Maggie Rogers' Overnight Success Took Years

The "Light On" songwriter questions "what the fuck adulthood is" on new album 'Heard It in a Past Life'
Maggie Rogers' Overnight Success Took Years
Photo: Shane Parent
Though she's reticent to go into detail over the phone, there's enough in the lyrics of "Light On," a highlight from Maggie Rogers' major-label debut Heard It in a Past Life, to suggest that while hers seemed like a simple case of overnight success, there was more going on: "Would you believe me now if I told you I got caught up in a wave? Would you hear me out if I told you I was terrified for days? Thought I was gonna break."
 
"My hobby," she tells Exclaim! now, "became my career." It was destabilizing, to say the least.
 
A few years ago, Rogers' career was launched by a viral video in which her song "Alaska" brought famed producer Pharrell Williams to tears: "Your whole story," he said; "I can hear it in the music." She soon inked a major-label record deal, embarked on a string of sold-out gigs and landed a bunch of high-profile television performances (Saturday Night Live, Ellen).
 
But buried beneath this flurry of activity was Rogers herself, an artist whose lyrics, coupled with the unusually long two-and-a-half year gestation period for Heard It in a Past Life, give the impression of a young musician still trying to come to grips with who she was as an artist while fending off pressure to capitalize on her initial success. With the release of her new album, Rogers finally has a chance "to tell my own story in my own words."
 
As bothered as she was by the hijacking of her narrative, she was also savvy about its power. Without it she probably would never have been given the artistic license to tell that story. "The Pharrell video bought me a lot of leverage." She negotiated her contract to give her that freedom, and even owns her own master recordings. After the hyper-stimulation of her first tour, following the release of the Now That the Light Is Fading EP in 2017, she decided she needed to "slow things down." Because she calls her own shots, she was able to do just that, and now travels with a recording rig and makes sure she's "taking the time to let things marinate."
 
When not on the road, Rogers, a native of Easton, Maryland, lives in Los Angeles with friends who work outside of the music industry.
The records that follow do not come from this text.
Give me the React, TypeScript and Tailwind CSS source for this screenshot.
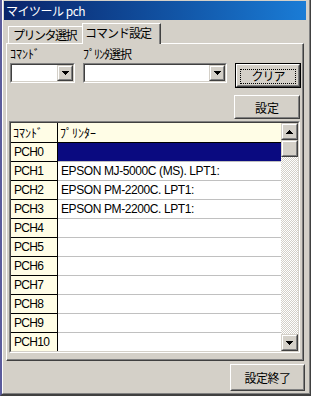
import React from "react";

function DownTri() {
  return (
    <svg width="7" height="4" viewBox="0 0 7 4" shapeRendering="crispEdges">
      <polygon points="0,0 7,0 4,4 3,4" fill="#000" />
    </svg>
  );
}
function UpTri() {
  return (
    <svg width="7" height="4" viewBox="0 0 7 4" shapeRendering="crispEdges">
      <polygon points="3,0 4,0 7,4 0,4" fill="#000" />
    </svg>
  );
}

function SmallRaised({ className, children }: { className: string; children?: React.ReactNode }) {
  return (
    <div className={`border border-t-[#d4d0c8] border-l-[#d4d0c8] border-b-[#404040] border-r-[#404040] bg-[#d4d0c8] ${className}`}>
      <div className="w-full h-full border border-t-white border-l-white border-b-[#808080] border-r-[#808080] flex items-center justify-center">
        {children}
      </div>
    </div>
  );
}

function Button({ className, children }: { className: string; children?: React.ReactNode }) {
  return (
    <div className={`border border-t-white border-l-white border-b-[#404040] border-r-[#404040] bg-[#d4d0c8] ${className}`}>
      <div className="w-full h-full border border-t-[#d4d0c8] border-l-[#d4d0c8] border-b-[#808080] border-r-[#808080] flex items-center justify-center leading-none pt-[1px]">
        {children}
      </div>
    </div>
  );
}

function Combo({ className }: { className: string }) {
  return (
    <div className={`border border-t-[#808080] border-l-[#808080] border-b-white border-r-white ${className}`}>
      <div className="w-full h-full border border-t-[#404040] border-l-[#404040] border-b-[#d4d0c8] border-r-[#d4d0c8] bg-white flex justify-end">
        <SmallRaised className="w-[16px] h-full">
          <DownTri />
        </SmallRaised>
      </div>
    </div>
  );
}

const rows = [
  { c: "PCH0", p: "", sel: true },
  { c: "PCH1", p: "EPSON MJ-5000C (MS). LPT1:" },
  { c: "PCH2", p: "EPSON PM-2200C. LPT1:" },
  { c: "PCH3", p: "EPSON PM-2200C. LPT1:" },
  { c: "PCH4", p: "" },
  { c: "PCH5", p: "" },
  { c: "PCH6", p: "" },
  { c: "PCH7", p: "" },
  { c: "PCH8", p: "" },
  { c: "PCH9", p: "" },
  { c: "PCH10", p: "" },
];

const LAT = "font-[family-name:Liberation_Sans,sans-serif] text-[12px] tracking-[-0.4px]";
const LATC = "font-[family-name:Liberation_Sans,sans-serif] text-[12px] tracking-[-0.7px]";

export default function App() {
  return (
    <div className="w-[311px] h-[396px] bg-[#d4d0c8] border-l-2 border-l-[#5b5b9c] border-r border-r-[#404040] border-b-2 border-b-[#404040] font-[family-name:Noto_Sans_CJK_JP,sans-serif] text-[12px] text-black overflow-hidden">
      <div className="w-full h-full border-l border-l-white border-r border-r-[#808080] border-b border-b-[#808080] pl-[1px] pr-[3px] pt-[1px] flex flex-col">
        {/* title bar */}
        <div className="h-[19px] shrink-0 bg-gradient-to-r from-[#0a246a] to-[#1a7cd6] text-white flex items-center pl-[2px] text-[12px] leading-none tracking-[-0.5px]">
          マイツール pch
        </div>

        {/* tabs */}
        <div className="h-[23px] shrink-0 flex items-end pl-[4px] relative z-10">
          <div className="h-[17px] w-[74px] border-t border-l border-t-white border-l-white bg-[#d4d0c8] flex items-center pl-[4px] tracking-[-1.5px] leading-none">
            プリンタ選択
          </div>
          <div className="h-[21px] w-[79px] -mb-[1px] border-t border-l border-r border-t-white border-l-white border-r-[#404040] bg-[#d4d0c8]">
            <div className="w-full h-full border-r border-r-[#808080] flex items-start pt-[3px] pl-[2px] tracking-[-1px] leading-none">
              コマンド設定
            </div>
          </div>
        </div>

        {/* panel */}
        <div className="h-[318px] shrink-0 mx-[2px] border-t border-l border-r border-b border-t-white border-l-white border-r-[#404040] border-b-[#404040]">
          <div className="w-full h-full border-r border-b border-r-[#808080] border-b-[#808080] flex flex-col">
            {/* top section */}
            <div className="h-[77px] shrink-0 flex">
              <div className="ml-[3px] w-[65px] pt-[2px] flex flex-col">
                <div className="h-[15px] leading-[15px] text-[12px]">ｺﾏﾝﾄﾞ</div>
                <Combo className="mt-[2px] w-[65px] h-[20px]" />
              </div>
              <div className="ml-[8px] w-[144px] pt-[2px] flex flex-col">
                <div className="h-[15px] leading-[15px] text-[12px] tracking-[-1px]">ﾌﾟﾘﾝﾀ選択</div>
                <Combo className="mt-[2px] w-[144px] h-[20px]" />
              </div>
              <div className="ml-auto pt-[19px] flex flex-col items-end">
                <div className="mr-[1px] w-[66px] h-[25px] border border-black">
                  <Button className="w-full h-full">
                    <div className="w-[56px] h-[15px] border border-dotted border-black flex items-center justify-center tracking-[-1px]">
                      クリア
                    </div>
                  </Button>
                </div>
                <Button className="mt-[7px] mr-[2px] w-[66px] h-[24px]">設定</Button>
              </div>
            </div>

            {/* grid */}
            <div className="ml-[2px] w-[291px] h-[232px] shrink-0 border border-t-[#808080] border-l-[#808080] border-b-white border-r-white">
              <div className="w-full h-full border border-t-[#404040] border-l-[#404040] border-b-[#d4d0c8] border-r-[#d4d0c8] flex overflow-hidden bg-white">
                <div className="w-[270px] flex flex-col overflow-hidden">
                  <div className="h-[20px] shrink-0 flex bg-[#fffde6] border-b border-b-black">
                    <div className="w-[47px] border-r border-r-black pl-[2px] leading-[19px]">ｺﾏﾝﾄﾞ</div>
                    <div className="flex-1 pl-[2px] leading-[19px]">ﾌﾟﾘﾝﾀｰ</div>
                  </div>
                  {rows.map((r) => (
                    <div key={r.c} className="h-[19px] shrink-0 flex">
                      <div className={`w-[47px] bg-[#fffde6] border-r border-b border-r-black border-b-black pl-[3px] leading-[18px] ${LATC}`}>
                        {r.c}
                      </div>
                      <div className={`flex-1 border-b border-b-[#c0c0c0] pl-[3px] leading-[18px] whitespace-nowrap ${LAT} ${r.sel ? "bg-[#0a0a80]" : "bg-white"}`}>
                        {r.p}
                      </div>
                    </div>
                  ))}
                </div>
                <div className="w-[17px] flex flex-col">
                  <SmallRaised className="w-[17px] h-[17px] shrink-0">
                    <UpTri />
                  </SmallRaised>
                  <SmallRaised className="w-[17px] h-[17px] shrink-0" />
                  <div className="flex-1 bg-[repeating-conic-gradient(#d4d0c8_0%_25%,#ffffff_0%_50%)] bg-[length:2px_2px]" />
                  <SmallRaised className="w-[17px] h-[17px] shrink-0">
                    <DownTri />
                  </SmallRaised>
                </div>
              </div>
            </div>
          </div>
        </div>

        {/* footer */}
        <div className="flex justify-end mt-[3px] mr-[1px]">
          <Button className="w-[75px] h-[27px] tracking-[-0.5px]">設定終了</Button>
        </div>
      </div>
    </div>
  );
}
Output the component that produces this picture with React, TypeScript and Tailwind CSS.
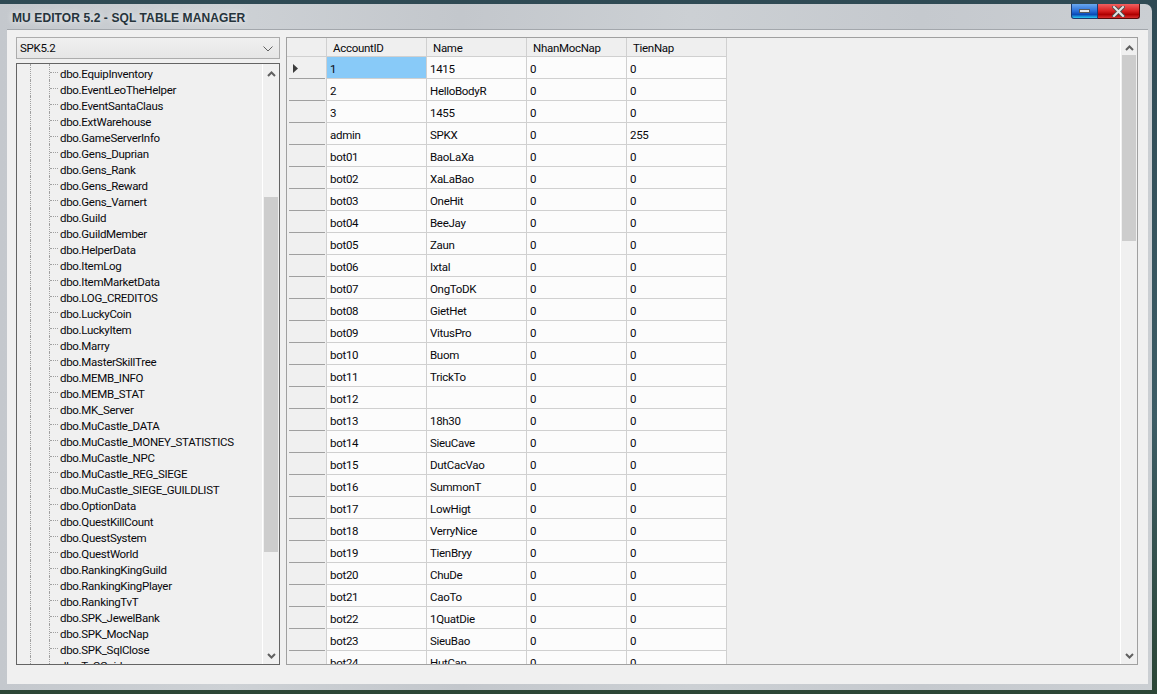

She's also filled the space that music used to occupy with a newfound love of motorcycling: "I love my professional life, but finding balance in my personal life has been one of the greatest things I've found."
 
Heard It in a Past Life is not, technically speaking, Rogers' debut; she released a pair of banjo-driven independent folk albums in 2012 and 2014. She was at a crossroads when she wrote "Alaska," crippled by writer's block and unsure what her future held.
 
But speaking on the phone with Rogers now, days before the release of Heard It in a Past Life, she is energetic and thoughtful, with clarity of vision that is the product of that period of uncertainty.
 
While she admits that the existential crises that afflict anyone in their mid-20s are far from over — "I'm two and a half years out of college and I'm still trying to figure out what the fuck adulthood is" — she's now able to offer a clear-cut image of the kind of artist she wants to be, and articulate a desire to have that vision understood. She won't be defined by any single sound or genre.
 
"The cool thing about the music industry is that there are no rules," she says. "You can customize and individualize the way you do everything you do in your career. From Bowie to Tyler, the Creator, there are examples of that. Dolly Parton has a theme park! And that's what's so exciting. There are endless opportunities to be creative with the way that you interact with the world."